> **What is required**: Looking at the data below, count the lines that contain the string "this". Write only the total.

> **Record set**:
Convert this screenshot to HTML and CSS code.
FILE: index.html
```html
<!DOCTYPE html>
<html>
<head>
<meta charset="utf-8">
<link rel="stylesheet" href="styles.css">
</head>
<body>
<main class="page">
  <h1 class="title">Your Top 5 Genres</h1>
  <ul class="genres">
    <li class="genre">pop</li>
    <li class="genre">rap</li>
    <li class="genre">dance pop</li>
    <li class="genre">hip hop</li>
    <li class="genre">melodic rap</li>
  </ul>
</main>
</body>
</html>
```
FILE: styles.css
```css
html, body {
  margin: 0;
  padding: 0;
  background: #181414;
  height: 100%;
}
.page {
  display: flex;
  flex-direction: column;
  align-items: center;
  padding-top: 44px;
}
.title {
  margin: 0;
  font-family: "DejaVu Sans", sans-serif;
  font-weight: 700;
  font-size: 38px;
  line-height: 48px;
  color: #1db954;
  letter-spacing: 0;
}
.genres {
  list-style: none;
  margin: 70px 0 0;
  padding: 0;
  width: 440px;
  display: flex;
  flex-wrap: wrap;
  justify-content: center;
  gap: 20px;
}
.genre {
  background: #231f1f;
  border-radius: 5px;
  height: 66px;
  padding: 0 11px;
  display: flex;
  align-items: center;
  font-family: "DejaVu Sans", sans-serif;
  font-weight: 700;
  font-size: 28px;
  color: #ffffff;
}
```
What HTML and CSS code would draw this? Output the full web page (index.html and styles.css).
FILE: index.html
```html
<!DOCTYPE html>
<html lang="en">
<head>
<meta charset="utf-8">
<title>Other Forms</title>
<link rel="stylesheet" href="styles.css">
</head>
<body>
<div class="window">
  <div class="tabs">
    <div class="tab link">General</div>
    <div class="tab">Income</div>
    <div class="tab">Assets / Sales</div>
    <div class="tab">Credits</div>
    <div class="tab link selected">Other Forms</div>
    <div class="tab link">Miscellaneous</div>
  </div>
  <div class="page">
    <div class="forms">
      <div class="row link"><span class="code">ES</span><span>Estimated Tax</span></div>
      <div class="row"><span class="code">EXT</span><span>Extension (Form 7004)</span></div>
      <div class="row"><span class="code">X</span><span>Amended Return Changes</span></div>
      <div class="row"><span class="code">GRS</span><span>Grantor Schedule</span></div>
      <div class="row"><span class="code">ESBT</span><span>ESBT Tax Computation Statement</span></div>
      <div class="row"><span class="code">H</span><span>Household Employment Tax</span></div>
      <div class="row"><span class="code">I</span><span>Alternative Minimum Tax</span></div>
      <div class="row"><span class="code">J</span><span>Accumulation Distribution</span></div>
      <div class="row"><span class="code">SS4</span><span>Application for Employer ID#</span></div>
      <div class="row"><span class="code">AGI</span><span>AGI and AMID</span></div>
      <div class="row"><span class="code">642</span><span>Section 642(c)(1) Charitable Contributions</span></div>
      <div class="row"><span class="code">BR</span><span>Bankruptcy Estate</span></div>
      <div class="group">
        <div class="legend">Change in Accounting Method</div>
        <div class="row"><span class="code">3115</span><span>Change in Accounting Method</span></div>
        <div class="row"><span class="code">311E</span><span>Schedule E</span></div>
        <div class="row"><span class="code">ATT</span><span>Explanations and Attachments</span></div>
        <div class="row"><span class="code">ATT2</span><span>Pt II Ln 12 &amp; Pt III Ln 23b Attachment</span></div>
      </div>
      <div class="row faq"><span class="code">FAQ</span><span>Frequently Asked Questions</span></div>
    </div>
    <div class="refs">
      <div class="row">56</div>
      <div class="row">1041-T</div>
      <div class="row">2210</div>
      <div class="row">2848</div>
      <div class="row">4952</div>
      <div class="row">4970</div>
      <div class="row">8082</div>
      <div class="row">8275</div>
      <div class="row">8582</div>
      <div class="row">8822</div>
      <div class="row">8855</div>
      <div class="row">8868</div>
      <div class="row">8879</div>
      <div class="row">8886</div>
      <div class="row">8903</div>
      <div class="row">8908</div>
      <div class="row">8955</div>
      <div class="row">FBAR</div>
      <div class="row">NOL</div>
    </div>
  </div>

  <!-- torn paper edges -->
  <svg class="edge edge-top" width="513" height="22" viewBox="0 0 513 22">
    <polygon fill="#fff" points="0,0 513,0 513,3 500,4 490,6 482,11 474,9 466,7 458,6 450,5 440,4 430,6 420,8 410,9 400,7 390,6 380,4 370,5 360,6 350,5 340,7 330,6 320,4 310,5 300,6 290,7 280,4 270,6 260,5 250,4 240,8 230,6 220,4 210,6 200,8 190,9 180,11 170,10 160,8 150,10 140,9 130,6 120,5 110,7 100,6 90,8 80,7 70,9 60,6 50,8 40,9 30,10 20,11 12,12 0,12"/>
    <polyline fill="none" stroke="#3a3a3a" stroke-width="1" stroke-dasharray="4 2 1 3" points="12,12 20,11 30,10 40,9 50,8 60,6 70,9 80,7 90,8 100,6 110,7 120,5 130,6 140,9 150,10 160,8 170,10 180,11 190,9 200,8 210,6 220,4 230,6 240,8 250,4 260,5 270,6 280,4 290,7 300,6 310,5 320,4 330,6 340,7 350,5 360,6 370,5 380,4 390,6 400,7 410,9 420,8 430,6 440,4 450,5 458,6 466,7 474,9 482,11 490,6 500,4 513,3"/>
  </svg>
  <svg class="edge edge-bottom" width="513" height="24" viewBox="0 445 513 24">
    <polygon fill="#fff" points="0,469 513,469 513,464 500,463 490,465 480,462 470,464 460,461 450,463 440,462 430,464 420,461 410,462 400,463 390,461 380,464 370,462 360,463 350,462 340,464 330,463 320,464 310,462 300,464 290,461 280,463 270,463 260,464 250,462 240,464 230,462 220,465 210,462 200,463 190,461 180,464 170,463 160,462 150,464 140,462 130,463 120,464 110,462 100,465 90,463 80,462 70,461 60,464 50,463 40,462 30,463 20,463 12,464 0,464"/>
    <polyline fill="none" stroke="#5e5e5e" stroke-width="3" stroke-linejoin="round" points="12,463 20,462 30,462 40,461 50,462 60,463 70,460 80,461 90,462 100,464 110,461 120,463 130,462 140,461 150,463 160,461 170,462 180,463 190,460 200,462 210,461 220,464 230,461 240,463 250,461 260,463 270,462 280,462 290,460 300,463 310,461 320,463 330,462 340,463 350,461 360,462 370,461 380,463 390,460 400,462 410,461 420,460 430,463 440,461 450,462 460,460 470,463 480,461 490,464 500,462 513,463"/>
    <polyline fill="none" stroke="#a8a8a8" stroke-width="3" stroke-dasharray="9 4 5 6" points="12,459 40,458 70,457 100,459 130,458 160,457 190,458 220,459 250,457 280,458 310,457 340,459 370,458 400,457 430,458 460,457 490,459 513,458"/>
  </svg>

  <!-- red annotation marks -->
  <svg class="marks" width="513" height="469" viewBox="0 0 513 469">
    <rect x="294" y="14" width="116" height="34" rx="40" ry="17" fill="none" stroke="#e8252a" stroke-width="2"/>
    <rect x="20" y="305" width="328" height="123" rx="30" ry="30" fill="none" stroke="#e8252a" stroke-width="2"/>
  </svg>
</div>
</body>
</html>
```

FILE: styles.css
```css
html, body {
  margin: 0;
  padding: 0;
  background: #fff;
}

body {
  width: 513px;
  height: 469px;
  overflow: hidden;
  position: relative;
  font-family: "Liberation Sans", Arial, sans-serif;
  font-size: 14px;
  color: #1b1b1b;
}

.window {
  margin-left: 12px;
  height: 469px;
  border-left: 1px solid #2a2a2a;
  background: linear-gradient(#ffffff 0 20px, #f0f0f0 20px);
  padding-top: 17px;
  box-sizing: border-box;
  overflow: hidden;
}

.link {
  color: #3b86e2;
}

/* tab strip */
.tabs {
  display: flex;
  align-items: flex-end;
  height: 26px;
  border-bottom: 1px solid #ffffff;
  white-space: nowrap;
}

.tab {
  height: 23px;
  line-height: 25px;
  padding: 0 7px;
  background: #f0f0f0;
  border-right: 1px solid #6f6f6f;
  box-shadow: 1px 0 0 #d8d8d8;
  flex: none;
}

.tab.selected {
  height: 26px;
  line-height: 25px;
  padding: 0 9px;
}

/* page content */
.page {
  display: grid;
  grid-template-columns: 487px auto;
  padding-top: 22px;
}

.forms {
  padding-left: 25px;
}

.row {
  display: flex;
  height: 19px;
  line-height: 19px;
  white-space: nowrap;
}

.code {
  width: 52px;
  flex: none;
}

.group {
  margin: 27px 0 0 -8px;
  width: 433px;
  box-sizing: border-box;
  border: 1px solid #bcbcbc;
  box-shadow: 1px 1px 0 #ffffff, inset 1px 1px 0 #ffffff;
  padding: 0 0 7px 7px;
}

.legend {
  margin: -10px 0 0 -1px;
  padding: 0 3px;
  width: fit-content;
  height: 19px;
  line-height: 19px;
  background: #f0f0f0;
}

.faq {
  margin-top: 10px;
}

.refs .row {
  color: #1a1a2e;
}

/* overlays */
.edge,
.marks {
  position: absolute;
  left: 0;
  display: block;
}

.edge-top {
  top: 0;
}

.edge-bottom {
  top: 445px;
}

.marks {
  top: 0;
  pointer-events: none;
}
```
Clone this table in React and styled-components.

> **Answer in full**: 3